# Your goal
Repeat all of the material below exactly as written, images excluded.

# Source data
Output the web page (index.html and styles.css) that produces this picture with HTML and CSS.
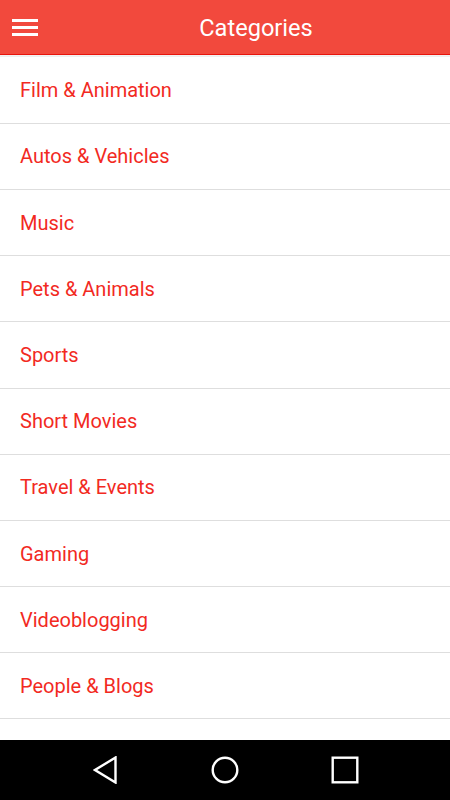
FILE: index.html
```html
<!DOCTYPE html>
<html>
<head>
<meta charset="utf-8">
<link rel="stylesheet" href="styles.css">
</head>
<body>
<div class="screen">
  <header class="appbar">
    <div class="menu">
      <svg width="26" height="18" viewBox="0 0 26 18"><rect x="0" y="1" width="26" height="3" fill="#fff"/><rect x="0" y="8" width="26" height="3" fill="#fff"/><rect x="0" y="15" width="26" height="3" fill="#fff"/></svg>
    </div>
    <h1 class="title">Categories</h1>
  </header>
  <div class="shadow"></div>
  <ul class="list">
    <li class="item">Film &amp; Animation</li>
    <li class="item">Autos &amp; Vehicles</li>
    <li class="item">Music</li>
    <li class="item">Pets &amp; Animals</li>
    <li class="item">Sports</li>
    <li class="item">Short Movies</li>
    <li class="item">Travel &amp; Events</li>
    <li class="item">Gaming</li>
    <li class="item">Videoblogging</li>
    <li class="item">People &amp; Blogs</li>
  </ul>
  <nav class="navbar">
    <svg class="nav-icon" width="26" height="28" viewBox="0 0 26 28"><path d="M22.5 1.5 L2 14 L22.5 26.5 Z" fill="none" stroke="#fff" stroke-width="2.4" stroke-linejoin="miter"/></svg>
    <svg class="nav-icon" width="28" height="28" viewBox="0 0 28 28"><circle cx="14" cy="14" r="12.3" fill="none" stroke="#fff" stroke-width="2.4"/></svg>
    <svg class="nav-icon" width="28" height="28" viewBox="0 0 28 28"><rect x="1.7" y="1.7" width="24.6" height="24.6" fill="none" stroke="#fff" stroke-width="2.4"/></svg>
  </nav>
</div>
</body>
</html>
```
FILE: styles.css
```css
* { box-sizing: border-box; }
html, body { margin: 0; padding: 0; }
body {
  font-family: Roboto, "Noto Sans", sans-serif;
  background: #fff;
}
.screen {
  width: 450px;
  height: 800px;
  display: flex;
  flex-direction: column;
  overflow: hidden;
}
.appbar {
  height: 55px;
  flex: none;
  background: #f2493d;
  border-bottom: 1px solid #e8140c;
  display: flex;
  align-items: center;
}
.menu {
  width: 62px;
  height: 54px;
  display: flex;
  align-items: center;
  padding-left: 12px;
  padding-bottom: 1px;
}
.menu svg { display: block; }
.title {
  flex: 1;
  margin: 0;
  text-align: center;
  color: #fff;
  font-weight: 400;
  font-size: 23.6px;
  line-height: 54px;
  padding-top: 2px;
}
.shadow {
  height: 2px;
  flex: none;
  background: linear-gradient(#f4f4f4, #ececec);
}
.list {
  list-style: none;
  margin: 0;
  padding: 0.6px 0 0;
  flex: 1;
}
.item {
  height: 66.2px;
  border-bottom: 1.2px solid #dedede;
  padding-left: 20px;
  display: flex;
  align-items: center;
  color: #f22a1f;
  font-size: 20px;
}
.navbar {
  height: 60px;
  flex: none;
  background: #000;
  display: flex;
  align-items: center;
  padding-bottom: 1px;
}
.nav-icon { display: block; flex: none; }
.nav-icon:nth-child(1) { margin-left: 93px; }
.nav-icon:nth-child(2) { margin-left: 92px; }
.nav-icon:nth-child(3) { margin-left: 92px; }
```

# Solved exercise
Output the web page (index.html and styles.css) that produces this picture with HTML and CSS.
FILE: index.html
```html
<!DOCTYPE html>
<html>
<head>
<meta charset="utf-8">
<link rel="stylesheet" href="styles.css">
</head>
<body>
<div class="screen">
  <header class="appbar">
    <div class="menu">
      <svg width="26" height="18" viewBox="0 0 26 18"><rect x="0" y="1" width="26" height="3" fill="#fff"/><rect x="0" y="8" width="26" height="3" fill="#fff"/><rect x="0" y="15" width="26" height="3" fill="#fff"/></svg>
    </div>
    <h1 class="title">Categories</h1>
  </header>
  <div class="shadow"></div>
  <ul class="list">
    <li class="item">Film &amp; Animation</li>
    <li class="item">Autos &amp; Vehicles</li>
    <li class="item">Music</li>
    <li class="item">Pets &amp; Animals</li>
    <li class="item">Sports</li>
    <li class="item">Short Movies</li>
    <li class="item">Travel &amp; Events</li>
    <li class="item">Gaming</li>
    <li class="item">Videoblogging</li>
    <li class="item">People &amp; Blogs</li>
  </ul>
  <nav class="navbar">
    <svg class="nav-icon" width="26" height="28" viewBox="0 0 26 28"><path d="M22.5 1.5 L2 14 L22.5 26.5 Z" fill="none" stroke="#fff" stroke-width="2.4" stroke-linejoin="miter"/></svg>
    <svg class="nav-icon" width="28" height="28" viewBox="0 0 28 28"><circle cx="14" cy="14" r="12.3" fill="none" stroke="#fff" stroke-width="2.4"/></svg>
    <svg class="nav-icon" width="28" height="28" viewBox="0 0 28 28"><rect x="1.7" y="1.7" width="24.6" height="24.6" fill="none" stroke="#fff" stroke-width="2.4"/></svg>
  </nav>
</div>
</body>
</html>
```
FILE: styles.css
```css
* { box-sizing: border-box; }
html, body { margin: 0; padding: 0; }
body {
  font-family: Roboto, "Noto Sans", sans-serif;
  background: #fff;
}
.screen {
  width: 450px;
  height: 800px;
  display: flex;
  flex-direction: column;
  overflow: hidden;
}
.appbar {
  height: 55px;
  flex: none;
  background: #f2493d;
  border-bottom: 1px solid #e8140c;
  display: flex;
  align-items: center;
}
.menu {
  width: 62px;
  height: 54px;
  display: flex;
  align-items: center;
  padding-left: 12px;
  padding-bottom: 1px;
}
.menu svg { display: block; }
.title {
  flex: 1;
  margin: 0;
  text-align: center;
  color: #fff;
  font-weight: 400;
  font-size: 23.6px;
  line-height: 54px;
  padding-top: 2px;
}
.shadow {
  height: 2px;
  flex: none;
  background: linear-gradient(#f4f4f4, #ececec);
}
.list {
  list-style: none;
  margin: 0;
  padding: 0.6px 0 0;
  flex: 1;
}
.item {
  height: 66.2px;
  border-bottom: 1.2px solid #dedede;
  padding-left: 20px;
  display: flex;
  align-items: center;
  color: #f22a1f;
  font-size: 20px;
}
.navbar {
  height: 60px;
  flex: none;
  background: #000;
  display: flex;
  align-items: center;
  padding-bottom: 1px;
}
.nav-icon { display: block; flex: none; }
.nav-icon:nth-child(1) { margin-left: 93px; }
.nav-icon:nth-child(2) { margin-left: 92px; }
.nav-icon:nth-child(3) { margin-left: 92px; }
```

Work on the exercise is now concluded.